‘O Rama, I was born of a Shudra alliance and I am performing this rigorous penance in order to acquire the status of a God in this body. I am not telling a lie, O Rama, I wish to attain the Celestial Region. Know that I am a Shudra and my name is Shambuka.’ As he was yet speaking, Raghava [Rama], drawing his brilliant and stainless sword from its scabbard, cut off his head. The Shudra being slain, all the Gods and their leaders with Agni’s followers, cried out, ‘Well done! Well done!’ overwhelming Rama with praise, and a rain of celestial flowers of divine fragrance fell on all sides, scattered by Vayu. In their supreme satisfaction, the Gods said to that hero, Rama:— ‘Thou hast protected the interests of the Gods, O Highly Intelligent Prince, now ask a boon, O beloved Offspring of Raghu, Destroyer of Thy Foes. By thy grace, this Shudra will not be able to attain heaven!’
Maheshchandra Pandya (1990) writes:
Man fragmented on T.V.
Man relayed on radio
Man lost in wilderness
In the quarrel of the sun and moon
Man bites thoughtfully!
Man bites knowingly!
Man bites Eklavya!
Man bites Shambook too?
My mom now wakes up in the morning to watch ZeeTv’s new Ramayan and occasionally I watch with her as well.
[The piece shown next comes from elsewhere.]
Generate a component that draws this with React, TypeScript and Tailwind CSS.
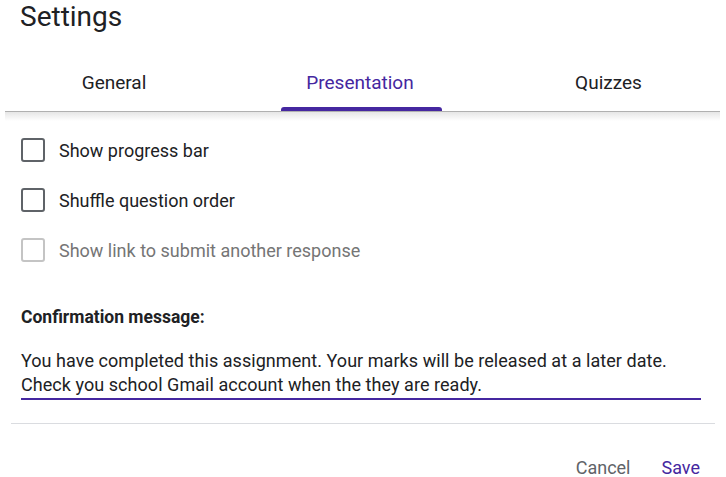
import React from "react";

const purple = "text-[#4527a0]";

function Check({ label, disabled }: { label: string; disabled?: boolean }) {
  return (
    <div className="flex items-center h-[50px]">
      <div
        className={
          "w-[24px] h-[24px] rounded-[3px] border-2 ml-[21px] " +
          (disabled ? "border-[#c4c4c4]" : "border-[#5f6368]")
        }
      />
      <span
        className={
          "ml-[14px] text-[18px] " + (disabled ? "text-[#757575]" : "text-[#202124]")
        }
      >
        {label}
      </span>
    </div>
  );
}

export default function App() {
  return (
    <div
      className="w-[726px] h-[477px] bg-white overflow-hidden relative"
      style={{ fontFamily: "Roboto, 'Liberation Sans', sans-serif" }}
    >
      <div className="pl-[20px] pt-[0px] text-[28px] leading-[34px] text-[#202124]">Settings</div>
      <div className="mt-[31px] ml-[5px] w-[715px] relative">
        <div className="flex h-[46px] text-[19px]">
          <div className="w-[218px] flex justify-center pt-[4px] text-[#202124]">General</div>
          <div className="w-[274px] flex flex-col items-center pt-[4px]">
            <span className={purple}>Presentation</span>
          </div>
          <div className="flex-1 flex justify-center pt-[4px] text-[#202124]">Quizzes</div>
        </div>
        <div className="absolute left-[276px] top-[42px] w-[161px] h-[4px] bg-[#4527a0] rounded-t-[3px]" />
        <div className="h-[1px] bg-[#b0b0b0]" />
        <div className="h-[9px] bg-gradient-to-b from-[#e6e6e6] to-white" />
      </div>
      <div className="mt-[4px]">
        <Check label="Show progress bar" />
        <Check label="Shuffle question order" />
        <Check label="Show link to submit another response" disabled />
      </div>
      <div className="ml-[21px] mt-[30px] text-[17.5px] leading-[25px] font-bold text-[#202124]">Confirmation message:</div>
      <div className="ml-[21px] mr-[25px] mt-[19px] text-[18px] tracking-[0.05px] leading-[24px] text-[#202124] pb-[1px] border-b-2 border-[#4527a0]">
        You have completed this assignment. Your marks will be released at a later date.
        <br />
        Check you school Gmail account when the they are ready.
      </div>
      <div className="mx-[11px] mt-[23px] h-[1px] bg-[#dadce0]" />
      <div className="flex justify-end items-center pr-[26px] mt-[30px] text-[18px] gap-[31px]">
        <span className="text-[#5f6368]">Cancel</span>
        <span className={purple}>Save</span>
      </div>
    </div>
  );
}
Aside from the regular patriarchal politicizing of the episodes within it all (selfless motherhood, selfless wifehood, selfless women, wealth in the figure of God), what bothers me the most is a particular event in the Ramayanthat I heard when I was younger: the story of Shambuka, a Shudra who was killed by Ram for performing penance via the Vedas (sacred Hindu text Dalits were not allowed to touch let a lone learn) after a Brahmin comes to Ram saying he must have comitted a sin that caused his son to die. I still don’t quite understand the story but it’s still one that has hovered over me everytime a simple ‘Ram Ram’ is said in greeting. Of course there are varying accounts of this episode, some even say it was added to assert superiority of the upper-castes.
I go back to other Shudras I remember being mentioned in this Hindu Brahmin-Aryan legacy, told and revered by my family members—Eklavya for example, who in foreshadowing the lives of Dalits century after century, cut off his thumb in penance for the Brahmin archery teacher Drona, who did not want anyone, let a lone a Shudra prince, to stand in the way of his student Arjun’s “predestined” place as the expert archer in the world as told in the Mahabharat.
Really certain things in relation to Hinduism and my own idenity with regard to it have been resurfacing in part by the entertainment narratives that have completely been encompassed by nationalized approaches to Hinduism on the North Indian male level. My mother once told me too that out of all the Hindu gods she and most of her Dalit community chose to revere the most, it was Shiva, primarily because unlike Ram, Krishna, Vishnu etc., his avatar was the least opulent—the most identifiable with for a community that cannot see themselves in the riches of other Lords.